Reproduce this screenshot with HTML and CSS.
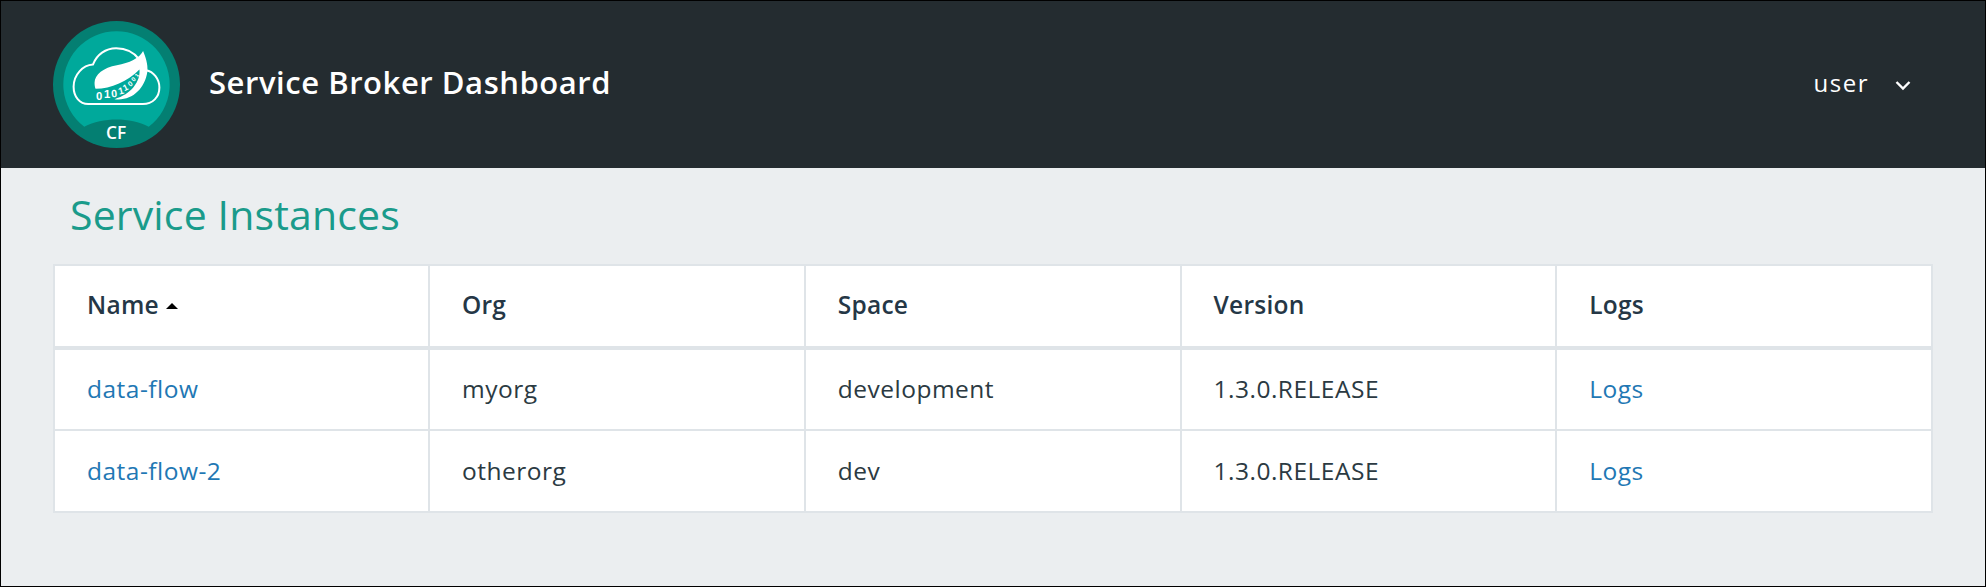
FILE: index.html
```html
<!DOCTYPE html>
<html lang="en">
<head>
<meta charset="utf-8">
<title>Service Broker Dashboard</title>
<link rel="stylesheet" href="styles.css">
</head>
<body>
<div class="page">
  <header class="topbar">
    <div class="brand">
      <svg class="logo" viewBox="160 64 382 382" aria-hidden="true">
        <circle class="logo-ring" cx="351" cy="255" r="191"/>
        <path class="logo-inner" d="M254 382 A160 160 0 1 1 448 382 C 420 367 385 360 351 360 C 317 360 282 367 254 382 Z"/>
        <path class="logo-cloud" d="M420 180 C 405 160 380 146 350 146 C 318 146 292 165 280 195 C 250 197 222 225 222 262 C 222 292 240 314 266 314 H 430 C 460 314 480 293 480 264 C 480 238 462 216 440 212"/>
        <path class="logo-leaf" d="M431 154 C 420 176 390 190 352 197 C 312 204 285 225 285 250 C 285 258 286 263 288 268 C 335 268 385 245 420 210 C 424 245 395 285 345 299 C 395 306 436 270 444 216 C 446 192 438 172 431 154 Z"/>
        <g class="logo-digits">
          <text x="299" y="301" font-size="34">0</text>
          <text x="323" y="297" font-size="34">1</text>
          <text x="345" y="293" font-size="32" transform="rotate(-5 345 293)">0</text>
          <text x="367" y="284" font-size="29" transform="rotate(-15 367 284)">1</text>
          <text x="382" y="272" font-size="26" transform="rotate(-25 382 272)">1</text>
          <text x="397" y="259" font-size="22" transform="rotate(-35 397 259)">0</text>
          <text x="407" y="244" font-size="19" transform="rotate(-45 407 244)">0</text>
          <text x="417" y="230" font-size="16" transform="rotate(-55 417 230)">1</text>
        </g>
        <text class="logo-cf" x="350" y="420">CF</text>
      </svg>
      <h1 class="brand-title">Service Broker Dashboard</h1>
    </div>
    <div class="user-menu">
      <span>user</span>
      <svg class="chevron" viewBox="0 0 16 11" aria-hidden="true"><path d="M1.5 2 L8 8.5 L14.5 2"/></svg>
    </div>
  </header>
  <main class="content">
    <h2 class="section-title">Service Instances</h2>
    <table class="instances">
      <thead>
        <tr>
          <th>Name <span class="sort-caret"></span></th>
          <th>Org</th>
          <th>Space</th>
          <th>Version</th>
          <th>Logs</th>
        </tr>
      </thead>
      <tbody>
        <tr>
          <td><a href="#">data-flow</a></td>
          <td>myorg</td>
          <td>development</td>
          <td>1.3.0.RELEASE</td>
          <td><a href="#">Logs</a></td>
        </tr>
        <tr>
          <td><a href="#">data-flow-2</a></td>
          <td>otherorg</td>
          <td>dev</td>
          <td>1.3.0.RELEASE</td>
          <td><a href="#">Logs</a></td>
        </tr>
      </tbody>
    </table>
  </main>
</div>
</body>
</html>
```
FILE: styles.css
```css
* { box-sizing: border-box; }
html, body { margin: 0; padding: 0; }
body {
  font-family: "Open Sans", "Liberation Sans", sans-serif;
  background: #ebeef0;
  overflow: hidden;
}
.page {
  width: 1986px;
  height: 587px;
  border: 1px solid #000;
  background: #ebeef0;
}
.topbar {
  height: 167px;
  background: #242c30;
  display: flex;
  align-items: flex-start;
  justify-content: space-between;
  padding: 20px 74px 0 52px;
}
.brand { display: flex; align-items: center; gap: 29px; }
.logo { width: 127px; height: 127px; display: block; }
.logo-ring { fill: #047f72; }
.logo-inner { fill: #00a99b; }
.logo-cloud { fill: none; stroke: #fff; stroke-width: 6; stroke-linecap: round; stroke-linejoin: round; }
.logo-leaf { fill: #fff; }
.logo-digits { fill: #fff; font-family: "Liberation Sans", sans-serif; font-weight: 700; text-anchor: middle; }
.logo-cf { fill: #fff; font-family: "Open Sans", sans-serif; font-weight: 600; font-size: 52px; text-anchor: middle; }
.brand-title {
  margin: 0 0 5px;
  color: #fff;
  font-size: 31px;
  font-weight: 600;
  letter-spacing: 0.55px;
}
.user-menu {
  display: flex;
  align-items: center;
  gap: 26px;
  margin-top: 45px;
  color: #fff;
  font-size: 24px;
  font-weight: 500;
  letter-spacing: 1.5px;
}
.chevron { width: 16px; height: 11px; margin-top: 6px; }
.chevron path { fill: none; stroke: #fff; stroke-width: 2.4; }
.content { padding: 0 52px; }
.section-title {
  margin: 0;
  padding: 19px 0 0 17px;
  height: 96px;
  color: #1a9b8b;
  font-size: 41px;
  font-weight: 400;
  letter-spacing: 0.15px;
  line-height: 54px;
}
.instances {
  width: 1880px;
  border-collapse: collapse;
  table-layout: fixed;
  background: #fff;
  font-size: 24.5px;
  letter-spacing: 0.5px;
}
.instances th, .instances td {
  border: 2px solid #dfe4e8;
  padding: 0 32px 2px;
  text-align: left;
  height: 82px;
  color: #2b3a42;
}
.instances th:first-child { width: 375px; }
.instances th {
  font-weight: 600;
  height: 83px;
  border-bottom-width: 4px;
  color: #253746;
  padding-bottom: 3px;
  letter-spacing: 0.25px;
}
.instances a { color: #1f78b4; text-decoration: none; }
.sort-caret {
  display: inline-block;
  width: 0;
  height: 0;
  margin: 0 0 5px 0;
  border-left: 6px solid transparent;
  border-right: 6px solid transparent;
  border-bottom: 6px solid #000;
}
```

## SHORT TASK
Restate the listing above word for word, and skip the pictures.

## RESPONSE TO THIS TASK
Reproduce this screenshot with HTML and CSS.
FILE: index.html
```html
<!DOCTYPE html>
<html lang="en">
<head>
<meta charset="utf-8">
<title>Service Broker Dashboard</title>
<link rel="stylesheet" href="styles.css">
</head>
<body>
<div class="page">
  <header class="topbar">
    <div class="brand">
      <svg class="logo" viewBox="160 64 382 382" aria-hidden="true">
        <circle class="logo-ring" cx="351" cy="255" r="191"/>
        <path class="logo-inner" d="M254 382 A160 160 0 1 1 448 382 C 420 367 385 360 351 360 C 317 360 282 367 254 382 Z"/>
        <path class="logo-cloud" d="M420 180 C 405 160 380 146 350 146 C 318 146 292 165 280 195 C 250 197 222 225 222 262 C 222 292 240 314 266 314 H 430 C 460 314 480 293 480 264 C 480 238 462 216 440 212"/>
        <path class="logo-leaf" d="M431 154 C 420 176 390 190 352 197 C 312 204 285 225 285 250 C 285 258 286 263 288 268 C 335 268 385 245 420 210 C 424 245 395 285 345 299 C 395 306 436 270 444 216 C 446 192 438 172 431 154 Z"/>
        <g class="logo-digits">
          <text x="299" y="301" font-size="34">0</text>
          <text x="323" y="297" font-size="34">1</text>
          <text x="345" y="293" font-size="32" transform="rotate(-5 345 293)">0</text>
          <text x="367" y="284" font-size="29" transform="rotate(-15 367 284)">1</text>
          <text x="382" y="272" font-size="26" transform="rotate(-25 382 272)">1</text>
          <text x="397" y="259" font-size="22" transform="rotate(-35 397 259)">0</text>
          <text x="407" y="244" font-size="19" transform="rotate(-45 407 244)">0</text>
          <text x="417" y="230" font-size="16" transform="rotate(-55 417 230)">1</text>
        </g>
        <text class="logo-cf" x="350" y="420">CF</text>
      </svg>
      <h1 class="brand-title">Service Broker Dashboard</h1>
    </div>
    <div class="user-menu">
      <span>user</span>
      <svg class="chevron" viewBox="0 0 16 11" aria-hidden="true"><path d="M1.5 2 L8 8.5 L14.5 2"/></svg>
    </div>
  </header>
  <main class="content">
    <h2 class="section-title">Service Instances</h2>
    <table class="instances">
      <thead>
        <tr>
          <th>Name <span class="sort-caret"></span></th>
          <th>Org</th>
          <th>Space</th>
          <th>Version</th>
          <th>Logs</th>
        </tr>
      </thead>
      <tbody>
        <tr>
          <td><a href="#">data-flow</a></td>
          <td>myorg</td>
          <td>development</td>
          <td>1.3.0.RELEASE</td>
          <td><a href="#">Logs</a></td>
        </tr>
        <tr>
          <td><a href="#">data-flow-2</a></td>
          <td>otherorg</td>
          <td>dev</td>
          <td>1.3.0.RELEASE</td>
          <td><a href="#">Logs</a></td>
        </tr>
      </tbody>
    </table>
  </main>
</div>
</body>
</html>
```
FILE: styles.css
```css
* { box-sizing: border-box; }
html, body { margin: 0; padding: 0; }
body {
  font-family: "Open Sans", "Liberation Sans", sans-serif;
  background: #ebeef0;
  overflow: hidden;
}
.page {
  width: 1986px;
  height: 587px;
  border: 1px solid #000;
  background: #ebeef0;
}
.topbar {
  height: 167px;
  background: #242c30;
  display: flex;
  align-items: flex-start;
  justify-content: space-between;
  padding: 20px 74px 0 52px;
}
.brand { display: flex; align-items: center; gap: 29px; }
.logo { width: 127px; height: 127px; display: block; }
.logo-ring { fill: #047f72; }
.logo-inner { fill: #00a99b; }
.logo-cloud { fill: none; stroke: #fff; stroke-width: 6; stroke-linecap: round; stroke-linejoin: round; }
.logo-leaf { fill: #fff; }
.logo-digits { fill: #fff; font-family: "Liberation Sans", sans-serif; font-weight: 700; text-anchor: middle; }
.logo-cf { fill: #fff; font-family: "Open Sans", sans-serif; font-weight: 600; font-size: 52px; text-anchor: middle; }
.brand-title {
  margin: 0 0 5px;
  color: #fff;
  font-size: 31px;
  font-weight: 600;
  letter-spacing: 0.55px;
}
.user-menu {
  display: flex;
  align-items: center;
  gap: 26px;
  margin-top: 45px;
  color: #fff;
  font-size: 24px;
  font-weight: 500;
  letter-spacing: 1.5px;
}
.chevron { width: 16px; height: 11px; margin-top: 6px; }
.chevron path { fill: none; stroke: #fff; stroke-width: 2.4; }
.content { padding: 0 52px; }
.section-title {
  margin: 0;
  padding: 19px 0 0 17px;
  height: 96px;
  color: #1a9b8b;
  font-size: 41px;
  font-weight: 400;
  letter-spacing: 0.15px;
  line-height: 54px;
}
.instances {
  width: 1880px;
  border-collapse: collapse;
  table-layout: fixed;
  background: #fff;
  font-size: 24.5px;
  letter-spacing: 0.5px;
}
.instances th, .instances td {
  border: 2px solid #dfe4e8;
  padding: 0 32px 2px;
  text-align: left;
  height: 82px;
  color: #2b3a42;
}
.instances th:first-child { width: 375px; }
.instances th {
  font-weight: 600;
  height: 83px;
  border-bottom-width: 4px;
  color: #253746;
  padding-bottom: 3px;
  letter-spacing: 0.25px;
}
.instances a { color: #1f78b4; text-decoration: none; }
.sort-caret {
  display: inline-block;
  width: 0;
  height: 0;
  margin: 0 0 5px 0;
  border-left: 6px solid transparent;
  border-right: 6px solid transparent;
  border-bottom: 6px solid #000;
}
```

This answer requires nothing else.